Output the data word for word, dropping every image.

▬▬▬

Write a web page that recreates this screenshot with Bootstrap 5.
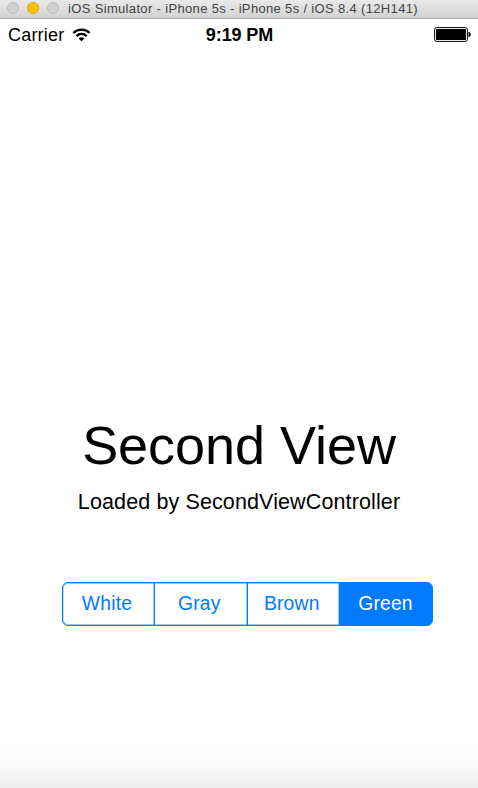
<!DOCTYPE html>
<html lang="en">
<head>
<meta charset="utf-8">
<meta name="viewport" content="width=device-width, initial-scale=1">
<title>iOS Simulator</title>
<link href="https://cdn.jsdelivr.net/npm/bootstrap@5.3.0/dist/css/bootstrap.min.css" rel="stylesheet">
<style>
body{font-family:"Liberation Sans",Arial,sans-serif;color:#000;height:788px;overflow:hidden;background:#fff}
.titlebar{height:19px;background:linear-gradient(#e9e9e9,#d2d2d2);border-bottom:1px solid #ababab;padding:0 0 2px 7px}
.dot{width:12px;height:12px;background:#cfcfcf;border:1px solid #b9b9b9;margin-right:8px}
.dot-min{background:#ffbe05;border-color:#e2a30c}
.wtitle{font-size:13px;line-height:16px;padding-top:1px;color:#444;margin-left:1px;letter-spacing:.34px}
.status{height:31px;padding:0 7px 0 8px;font-size:18px;line-height:29px}
.status > div{flex:1 1 0}
.carrier{letter-spacing:.2px;padding-top:2px}
.clock{padding-top:2px;letter-spacing:-.1px}
.heading{font-size:54px;line-height:60px;margin:365px 0 0;font-weight:400;letter-spacing:-.05px}
.sub{font-size:21.5px;line-height:26px;margin:14px 0 0;letter-spacing:.12px}
.seg{width:371px;height:44px;margin:66.5px 0 0 62px}
.seg .btn{--bs-btn-color:#007aff;--bs-btn-border-color:#007aff;--bs-btn-active-color:#fff;--bs-btn-active-bg:#007aff;--bs-btn-active-border-color:#007aff;--bs-btn-border-radius:6px;font-size:19.3px;line-height:1;letter-spacing:.2px;flex:0 0 93.5px;padding:0 3px 0 0;box-shadow:inset 0 1px 0 #007aff66,inset 0 -1px 0 #007aff66,inset -1px 0 0 #007aff66}
.seg .btn:first-child{flex-basis:93px;box-shadow:inset 0 1px 0 #007aff66,inset 0 -1px 0 #007aff66,inset 1px 0 0 #007aff44,inset -1px 0 0 #007aff66}
.seg .btn.active{flex:1 1 0;padding-right:1px}
.fade-foot{height:45px;background:linear-gradient(#fff,#fafafa 50%,#eee)}
</style>
<script src="https://cdn.jsdelivr.net/npm/bootstrap@5.3.0/dist/js/bootstrap.bundle.min.js"></script>
</head>
<body class="d-flex flex-column">
<header class="titlebar d-flex align-items-center flex-shrink-0">
  <span class="dot rounded-circle"></span><span class="dot dot-min rounded-circle"></span><span class="dot rounded-circle"></span>
  <span class="wtitle text-nowrap">iOS Simulator - iPhone 5s - iPhone 5s / iOS 8.4 (12H141)</span>
</header>
<div class="status d-flex align-items-center flex-shrink-0">
  <div class="d-flex align-items-center"><span class="carrier">Carrier</span>
    <svg class="ms-2" width="19" height="14" viewBox="0 0 20 15" fill="none" stroke="#000" stroke-width="2.4"><path d="M1.3 5.4a12.2 12.2 0 0 1 17.4 0M4.5 8.7a7.7 7.7 0 0 1 11 0"/><path d="M6.9 11.3a4.5 4.5 0 0 1 6.2 0L10 14.3z" fill="#000" stroke="none"/></svg>
  </div>
  <div class="text-center fw-bold clock">9:19 PM</div>
  <div class="d-flex justify-content-end">
    <svg width="37" height="15" viewBox="0 0 37 15"><rect x=".6" y=".6" width="32.8" height="13.8" rx="2" fill="none" stroke="#000"/><rect x="2" y="2" width="30" height="11" rx=".6"/><path d="M34.5 5h.8q1.5.8 1.5 2.5t-1.5 2.5h-.8z"/></svg>
  </div>
</div>
<main class="flex-grow-1">
  <h1 class="heading text-center">Second View</h1>
  <p class="sub text-center">Loaded by SecondViewController</p>
  <div class="seg btn-group d-flex" role="group">
    <button type="button" class="btn">White</button>
    <button type="button" class="btn">Gray</button>
    <button type="button" class="btn">Brown</button>
    <button type="button" class="btn active">Green</button>
  </div>
</main>
<footer class="fade-foot flex-shrink-0"></footer>
</body>
</html>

▬▬▬

Completed task:
Write a web page that recreates this screenshot with Bootstrap 5.
<!DOCTYPE html>
<html lang="en">
<head>
<meta charset="utf-8">
<meta name="viewport" content="width=device-width, initial-scale=1">
<title>iOS Simulator</title>
<link href="https://cdn.jsdelivr.net/npm/bootstrap@5.3.0/dist/css/bootstrap.min.css" rel="stylesheet">
<style>
body{font-family:"Liberation Sans",Arial,sans-serif;color:#000;height:788px;overflow:hidden;background:#fff}
.titlebar{height:19px;background:linear-gradient(#e9e9e9,#d2d2d2);border-bottom:1px solid #ababab;padding:0 0 2px 7px}
.dot{width:12px;height:12px;background:#cfcfcf;border:1px solid #b9b9b9;margin-right:8px}
.dot-min{background:#ffbe05;border-color:#e2a30c}
.wtitle{font-size:13px;line-height:16px;padding-top:1px;color:#444;margin-left:1px;letter-spacing:.34px}
.status{height:31px;padding:0 7px 0 8px;font-size:18px;line-height:29px}
.status > div{flex:1 1 0}
.carrier{letter-spacing:.2px;padding-top:2px}
.clock{padding-top:2px;letter-spacing:-.1px}
.heading{font-size:54px;line-height:60px;margin:365px 0 0;font-weight:400;letter-spacing:-.05px}
.sub{font-size:21.5px;line-height:26px;margin:14px 0 0;letter-spacing:.12px}
.seg{width:371px;height:44px;margin:66.5px 0 0 62px}
.seg .btn{--bs-btn-color:#007aff;--bs-btn-border-color:#007aff;--bs-btn-active-color:#fff;--bs-btn-active-bg:#007aff;--bs-btn-active-border-color:#007aff;--bs-btn-border-radius:6px;font-size:19.3px;line-height:1;letter-spacing:.2px;flex:0 0 93.5px;padding:0 3px 0 0;box-shadow:inset 0 1px 0 #007aff66,inset 0 -1px 0 #007aff66,inset -1px 0 0 #007aff66}
.seg .btn:first-child{flex-basis:93px;box-shadow:inset 0 1px 0 #007aff66,inset 0 -1px 0 #007aff66,inset 1px 0 0 #007aff44,inset -1px 0 0 #007aff66}
.seg .btn.active{flex:1 1 0;padding-right:1px}
.fade-foot{height:45px;background:linear-gradient(#fff,#fafafa 50%,#eee)}
</style>
<script src="https://cdn.jsdelivr.net/npm/bootstrap@5.3.0/dist/js/bootstrap.bundle.min.js"></script>
</head>
<body class="d-flex flex-column">
<header class="titlebar d-flex align-items-center flex-shrink-0">
  <span class="dot rounded-circle"></span><span class="dot dot-min rounded-circle"></span><span class="dot rounded-circle"></span>
  <span class="wtitle text-nowrap">iOS Simulator - iPhone 5s - iPhone 5s / iOS 8.4 (12H141)</span>
</header>
<div class="status d-flex align-items-center flex-shrink-0">
  <div class="d-flex align-items-center"><span class="carrier">Carrier</span>
    <svg class="ms-2" width="19" height="14" viewBox="0 0 20 15" fill="none" stroke="#000" stroke-width="2.4"><path d="M1.3 5.4a12.2 12.2 0 0 1 17.4 0M4.5 8.7a7.7 7.7 0 0 1 11 0"/><path d="M6.9 11.3a4.5 4.5 0 0 1 6.2 0L10 14.3z" fill="#000" stroke="none"/></svg>
  </div>
  <div class="text-center fw-bold clock">9:19 PM</div>
  <div class="d-flex justify-content-end">
    <svg width="37" height="15" viewBox="0 0 37 15"><rect x=".6" y=".6" width="32.8" height="13.8" rx="2" fill="none" stroke="#000"/><rect x="2" y="2" width="30" height="11" rx=".6"/><path d="M34.5 5h.8q1.5.8 1.5 2.5t-1.5 2.5h-.8z"/></svg>
  </div>
</div>
<main class="flex-grow-1">
  <h1 class="heading text-center">Second View</h1>
  <p class="sub text-center">Loaded by SecondViewController</p>
  <div class="seg btn-group d-flex" role="group">
    <button type="button" class="btn">White</button>
    <button type="button" class="btn">Gray</button>
    <button type="button" class="btn">Brown</button>
    <button type="button" class="btn active">Green</button>
  </div>
</main>
<footer class="fade-foot flex-shrink-0"></footer>
</body>
</html>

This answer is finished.